Removing Duplicate Elements from Lists

Lists are a fundamental data structure in Python, often used to store collections of items. A common task when working with lists is removing duplicate elements, ensuring each item appears only once. This tutorial explores various techniques for achieving this, considering both scenarios where the original order matters and where it doesn’t.

Removing Duplicates Without Preserving Order

The simplest and most efficient way to remove duplicates when the original order of elements is not important is to leverage the properties of Python’s set data structure. Sets, by definition, only store unique elements.

def remove_duplicates_unordered(input_list):
  """
  Removes duplicate elements from a list without preserving the original order.

  Args:
    input_list: The list to remove duplicates from.

  Returns:
    A new list containing only the unique elements from the input list.
  """
  return list(set(input_list))

# Example
my_list = [1, 2, 3, 1, 2, 5, 6, 7, 8]
unique_list = remove_duplicates_unordered(my_list)
print(unique_list)  # Output: [1, 2, 3, 5, 6, 7, 8] (order may vary)

This code first converts the input list into a set, automatically removing duplicates. Then, it converts the set back into a list. This approach is very efficient due to the underlying implementation of sets, which uses hashing for fast lookups. However, keep in mind that the order of elements in the resulting list will likely be different from the original list.

Removing Duplicates While Preserving Order

If maintaining the original order of elements is crucial, you need to employ a different approach. Here are a few options, with varying levels of performance:

1. Using OrderedDict (Python 3.6 and earlier):

Before Python 3.7, OrderedDict from the collections module was the standard way to preserve order while removing duplicates.

from collections import OrderedDict

def remove_duplicates_ordered_odict(input_list):
  """
  Removes duplicate elements from a list while preserving the original order
  using OrderedDict (for Python versions < 3.7).

  Args:
    input_list: The list to remove duplicates from.

  Returns:
    A new list containing only the unique elements from the input list,
    preserving the original order.
  """
  return list(OrderedDict.fromkeys(input_list))

# Example
my_list = [1, 2, 3, 1, 2, 5, 6, 7, 8]
unique_list = remove_duplicates_ordered_odict(my_list)
print(unique_list)  # Output: [1, 2, 3, 5, 6, 7, 8]

OrderedDict.fromkeys() creates an ordered dictionary where the elements of the input list are the keys. Since dictionary keys must be unique, duplicates are automatically removed. Converting the keys back into a list preserves the original order.

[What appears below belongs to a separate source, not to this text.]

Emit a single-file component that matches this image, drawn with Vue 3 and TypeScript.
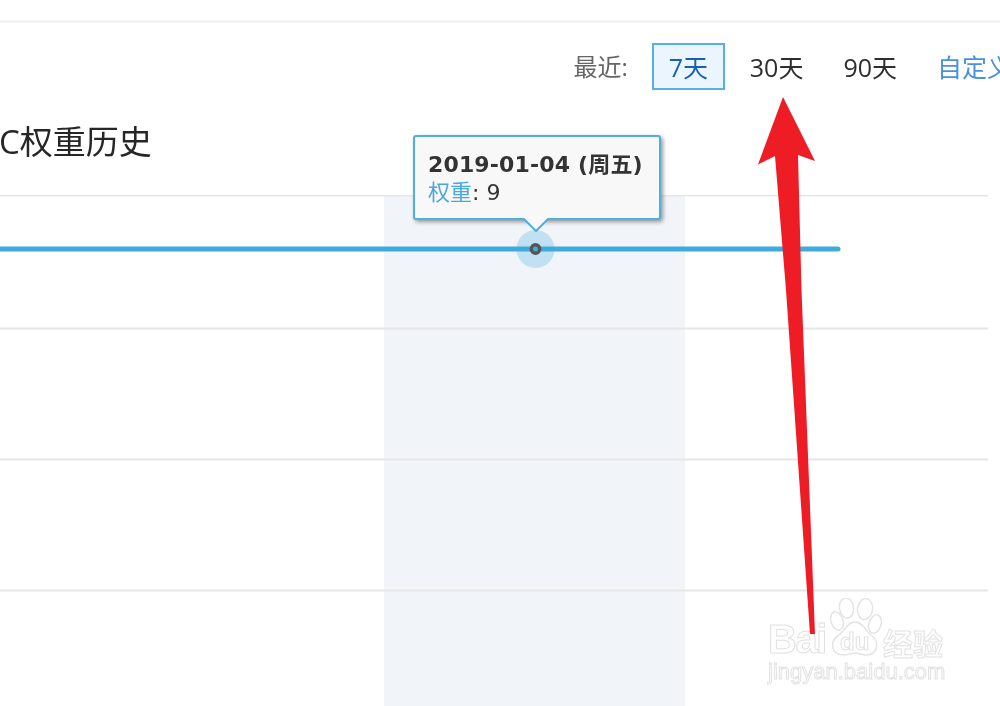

2. Using dict.fromkeys() (Python 3.7 and later):

From Python 3.7 onwards, standard dictionaries are guaranteed to maintain insertion order. This allows you to achieve the same result as with OrderedDict using a simpler approach:

def remove_duplicates_ordered_dict(input_list):
  """
  Removes duplicate elements from a list while preserving the original order
  using dict.fromkeys() (for Python 3.7 and later).

  Args:
    input_list: The list to remove duplicates from.

  Returns:
    A new list containing only the unique elements from the input list,
    preserving the original order.
  """
  return list(dict.fromkeys(input_list))

# Example
my_list = [1, 2, 3, 1, 2, 5, 6, 7, 8]
unique_list = remove_duplicates_ordered_dict(my_list)
print(unique_list)  # Output: [1, 2, 3, 5, 6, 7, 8]

This is generally the most efficient and concise way to remove duplicates while preserving order in modern Python versions.

3. Iterative Approach:

You can also achieve this using a simple iterative approach:

def remove_duplicates_iterative(input_list):
    """
    Removes duplicate elements from a list while preserving the original order
    using an iterative approach.

    Args:
        input_list: The list to remove duplicates from.

    Returns:
        A new list containing only the unique elements from the input list,
        preserving the original order.
    """
    seen = set()
    result = []
    for item in input_list:
        if item not in seen:
            seen.add(item)
            result.append(item)
    return result

#Example
my_list = [1, 2, 3, 1, 2, 5, 6, 7, 8]
unique_list = remove_duplicates_iterative(my_list)
print(unique_list) # Output: [1, 2, 3, 5, 6, 7, 8]

This approach iterates through the input list, adding each item to a seen set if it hasn’t already been encountered. If an item is not in seen, it’s appended to the result list. While this approach preserves order, it’s generally less efficient than using dict.fromkeys() or OrderedDict, especially for large lists.

Important Considerations

Hashability: The set and dict based methods require that the elements in your list are hashable. This means they must be immutable data types like integers, floats, strings, or tuples. Lists and other mutable objects cannot be directly used as elements in sets or dictionary keys. If you need to remove duplicates from a list of mutable objects, you’ll need to use a different approach, such as comparing elements directly.
Performance: For large lists, the dict.fromkeys() (Python 3.7+) and OrderedDict methods are generally the most efficient. The iterative approach can be slower, especially if the list contains many duplicates.